Stored items:
● ● ● ●

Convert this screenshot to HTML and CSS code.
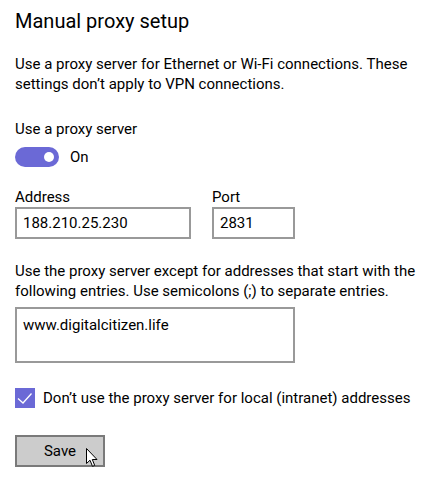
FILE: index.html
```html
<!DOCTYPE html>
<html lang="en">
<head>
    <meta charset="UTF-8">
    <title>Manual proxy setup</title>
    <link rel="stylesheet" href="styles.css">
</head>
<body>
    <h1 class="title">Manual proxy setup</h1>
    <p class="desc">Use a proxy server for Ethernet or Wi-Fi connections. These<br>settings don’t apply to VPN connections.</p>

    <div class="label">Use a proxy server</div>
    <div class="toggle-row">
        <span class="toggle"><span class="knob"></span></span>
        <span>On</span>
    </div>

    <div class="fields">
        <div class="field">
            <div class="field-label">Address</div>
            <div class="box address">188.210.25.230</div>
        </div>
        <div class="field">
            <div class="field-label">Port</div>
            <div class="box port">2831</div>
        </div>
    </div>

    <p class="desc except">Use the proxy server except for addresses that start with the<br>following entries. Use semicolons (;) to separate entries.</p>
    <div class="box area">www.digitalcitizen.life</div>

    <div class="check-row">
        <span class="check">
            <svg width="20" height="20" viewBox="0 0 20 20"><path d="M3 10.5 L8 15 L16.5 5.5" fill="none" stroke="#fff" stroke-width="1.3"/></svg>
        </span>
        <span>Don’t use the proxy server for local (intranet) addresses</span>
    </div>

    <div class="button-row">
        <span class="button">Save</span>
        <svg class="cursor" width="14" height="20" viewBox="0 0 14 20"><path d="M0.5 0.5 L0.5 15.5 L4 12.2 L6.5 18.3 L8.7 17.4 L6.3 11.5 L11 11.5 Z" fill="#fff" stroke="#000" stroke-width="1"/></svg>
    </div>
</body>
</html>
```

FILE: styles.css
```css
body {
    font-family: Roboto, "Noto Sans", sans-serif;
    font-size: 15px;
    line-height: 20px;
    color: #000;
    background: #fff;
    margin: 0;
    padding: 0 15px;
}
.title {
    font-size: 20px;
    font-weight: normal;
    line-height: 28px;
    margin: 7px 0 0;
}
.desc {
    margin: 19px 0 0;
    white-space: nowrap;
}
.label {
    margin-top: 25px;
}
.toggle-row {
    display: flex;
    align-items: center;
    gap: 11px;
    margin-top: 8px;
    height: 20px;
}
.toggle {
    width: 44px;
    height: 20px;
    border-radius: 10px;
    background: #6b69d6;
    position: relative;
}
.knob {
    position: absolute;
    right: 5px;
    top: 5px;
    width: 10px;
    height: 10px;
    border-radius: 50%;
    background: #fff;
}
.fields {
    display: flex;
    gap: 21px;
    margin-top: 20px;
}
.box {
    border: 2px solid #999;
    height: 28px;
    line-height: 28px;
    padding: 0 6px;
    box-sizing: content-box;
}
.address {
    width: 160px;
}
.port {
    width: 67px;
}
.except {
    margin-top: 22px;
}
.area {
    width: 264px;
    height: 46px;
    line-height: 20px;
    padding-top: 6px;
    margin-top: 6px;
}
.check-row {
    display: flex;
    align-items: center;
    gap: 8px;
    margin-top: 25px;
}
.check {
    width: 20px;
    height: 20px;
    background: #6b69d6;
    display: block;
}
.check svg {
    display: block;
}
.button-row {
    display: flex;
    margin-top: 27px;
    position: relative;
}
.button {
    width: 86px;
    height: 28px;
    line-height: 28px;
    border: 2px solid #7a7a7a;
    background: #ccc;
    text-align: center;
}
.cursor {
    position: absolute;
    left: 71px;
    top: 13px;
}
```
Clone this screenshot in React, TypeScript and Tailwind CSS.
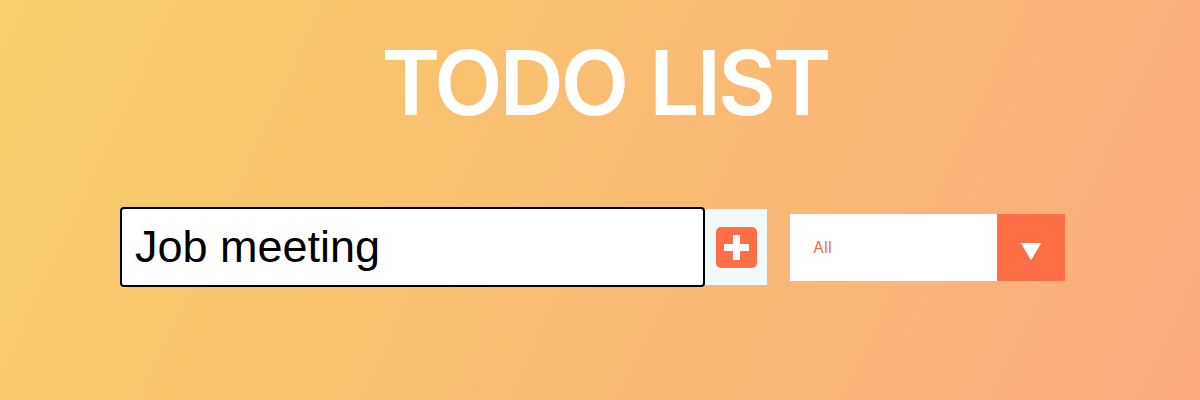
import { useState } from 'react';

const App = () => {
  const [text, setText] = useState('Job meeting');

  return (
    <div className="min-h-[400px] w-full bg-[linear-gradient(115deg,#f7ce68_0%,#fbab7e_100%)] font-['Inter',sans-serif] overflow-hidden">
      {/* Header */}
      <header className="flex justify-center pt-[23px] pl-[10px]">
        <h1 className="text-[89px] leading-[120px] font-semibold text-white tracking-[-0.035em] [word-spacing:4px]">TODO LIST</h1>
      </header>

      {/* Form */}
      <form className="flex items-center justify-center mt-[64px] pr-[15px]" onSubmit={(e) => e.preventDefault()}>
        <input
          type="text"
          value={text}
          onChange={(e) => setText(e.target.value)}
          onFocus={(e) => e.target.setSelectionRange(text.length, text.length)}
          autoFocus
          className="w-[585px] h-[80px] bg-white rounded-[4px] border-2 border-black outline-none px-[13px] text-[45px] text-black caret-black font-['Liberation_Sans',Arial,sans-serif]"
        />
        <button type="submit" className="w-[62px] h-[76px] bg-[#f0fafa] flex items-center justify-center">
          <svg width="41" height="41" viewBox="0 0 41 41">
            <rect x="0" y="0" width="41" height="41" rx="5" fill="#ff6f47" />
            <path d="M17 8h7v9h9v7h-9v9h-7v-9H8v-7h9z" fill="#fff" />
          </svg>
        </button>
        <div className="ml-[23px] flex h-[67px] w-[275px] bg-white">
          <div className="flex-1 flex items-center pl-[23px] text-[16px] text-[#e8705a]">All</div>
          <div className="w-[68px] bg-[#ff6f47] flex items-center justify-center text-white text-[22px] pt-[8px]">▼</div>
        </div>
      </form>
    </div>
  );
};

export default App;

● ● ● ●

Description of the task:
Omitting all images, retype each line of the records precisely.

Response:
Convert this screenshot to HTML and CSS code.
FILE: index.html
```html
<!DOCTYPE html>
<html lang="en">
<head>
    <meta charset="UTF-8">
    <title>Manual proxy setup</title>
    <link rel="stylesheet" href="styles.css">
</head>
<body>
    <h1 class="title">Manual proxy setup</h1>
    <p class="desc">Use a proxy server for Ethernet or Wi-Fi connections. These<br>settings don’t apply to VPN connections.</p>

    <div class="label">Use a proxy server</div>
    <div class="toggle-row">
        <span class="toggle"><span class="knob"></span></span>
        <span>On</span>
    </div>

    <div class="fields">
        <div class="field">
            <div class="field-label">Address</div>
            <div class="box address">188.210.25.230</div>
        </div>
        <div class="field">
            <div class="field-label">Port</div>
            <div class="box port">2831</div>
        </div>
    </div>

    <p class="desc except">Use the proxy server except for addresses that start with the<br>following entries. Use semicolons (;) to separate entries.</p>
    <div class="box area">www.digitalcitizen.life</div>

    <div class="check-row">
        <span class="check">
            <svg width="20" height="20" viewBox="0 0 20 20"><path d="M3 10.5 L8 15 L16.5 5.5" fill="none" stroke="#fff" stroke-width="1.3"/></svg>
        </span>
        <span>Don’t use the proxy server for local (intranet) addresses</span>
    </div>

    <div class="button-row">
        <span class="button">Save</span>
        <svg class="cursor" width="14" height="20" viewBox="0 0 14 20"><path d="M0.5 0.5 L0.5 15.5 L4 12.2 L6.5 18.3 L8.7 17.4 L6.3 11.5 L11 11.5 Z" fill="#fff" stroke="#000" stroke-width="1"/></svg>
    </div>
</body>
</html>
```

FILE: styles.css
```css
body {
    font-family: Roboto, "Noto Sans", sans-serif;
    font-size: 15px;
    line-height: 20px;
    color: #000;
    background: #fff;
    margin: 0;
    padding: 0 15px;
}
.title {
    font-size: 20px;
    font-weight: normal;
    line-height: 28px;
    margin: 7px 0 0;
}
.desc {
    margin: 19px 0 0;
    white-space: nowrap;
}
.label {
    margin-top: 25px;
}
.toggle-row {
    display: flex;
    align-items: center;
    gap: 11px;
    margin-top: 8px;
    height: 20px;
}
.toggle {
    width: 44px;
    height: 20px;
    border-radius: 10px;
    background: #6b69d6;
    position: relative;
}
.knob {
    position: absolute;
    right: 5px;
    top: 5px;
    width: 10px;
    height: 10px;
    border-radius: 50%;
    background: #fff;
}
.fields {
    display: flex;
    gap: 21px;
    margin-top: 20px;
}
.box {
    border: 2px solid #999;
    height: 28px;
    line-height: 28px;
    padding: 0 6px;
    box-sizing: content-box;
}
.address {
    width: 160px;
}
.port {
    width: 67px;
}
.except {
    margin-top: 22px;
}
.area {
    width: 264px;
    height: 46px;
    line-height: 20px;
    padding-top: 6px;
    margin-top: 6px;
}
.check-row {
    display: flex;
    align-items: center;
    gap: 8px;
    margin-top: 25px;
}
.check {
    width: 20px;
    height: 20px;
    background: #6b69d6;
    display: block;
}
.check svg {
    display: block;
}
.button-row {
    display: flex;
    margin-top: 27px;
    position: relative;
}
.button {
    width: 86px;
    height: 28px;
    line-height: 28px;
    border: 2px solid #7a7a7a;
    background: #ccc;
    text-align: center;
}
.cursor {
    position: absolute;
    left: 71px;
    top: 13px;
}
```
Clone this screenshot in React, TypeScript and Tailwind CSS.
import { useState } from 'react';

const App = () => {
  const [text, setText] = useState('Job meeting');

  return (
    <div className="min-h-[400px] w-full bg-[linear-gradient(115deg,#f7ce68_0%,#fbab7e_100%)] font-['Inter',sans-serif] overflow-hidden">
      {/* Header */}
      <header className="flex justify-center pt-[23px] pl-[10px]">
        <h1 className="text-[89px] leading-[120px] font-semibold text-white tracking-[-0.035em] [word-spacing:4px]">TODO LIST</h1>
      </header>

      {/* Form */}
      <form className="flex items-center justify-center mt-[64px] pr-[15px]" onSubmit={(e) => e.preventDefault()}>
        <input
          type="text"
          value={text}
          onChange={(e) => setText(e.target.value)}
          onFocus={(e) => e.target.setSelectionRange(text.length, text.length)}
          autoFocus
          className="w-[585px] h-[80px] bg-white rounded-[4px] border-2 border-black outline-none px-[13px] text-[45px] text-black caret-black font-['Liberation_Sans',Arial,sans-serif]"
        />
        <button type="submit" className="w-[62px] h-[76px] bg-[#f0fafa] flex items-center justify-center">
          <svg width="41" height="41" viewBox="0 0 41 41">
            <rect x="0" y="0" width="41" height="41" rx="5" fill="#ff6f47" />
            <path d="M17 8h7v9h9v7h-9v9h-7v-9H8v-7h9z" fill="#fff" />
          </svg>
        </button>
        <div className="ml-[23px] flex h-[67px] w-[275px] bg-white">
          <div className="flex-1 flex items-center pl-[23px] text-[16px] text-[#e8705a]">All</div>
          <div className="w-[68px] bg-[#ff6f47] flex items-center justify-center text-white text-[22px] pt-[8px]">▼</div>
        </div>
      </form>
    </div>
  );
};

export default App;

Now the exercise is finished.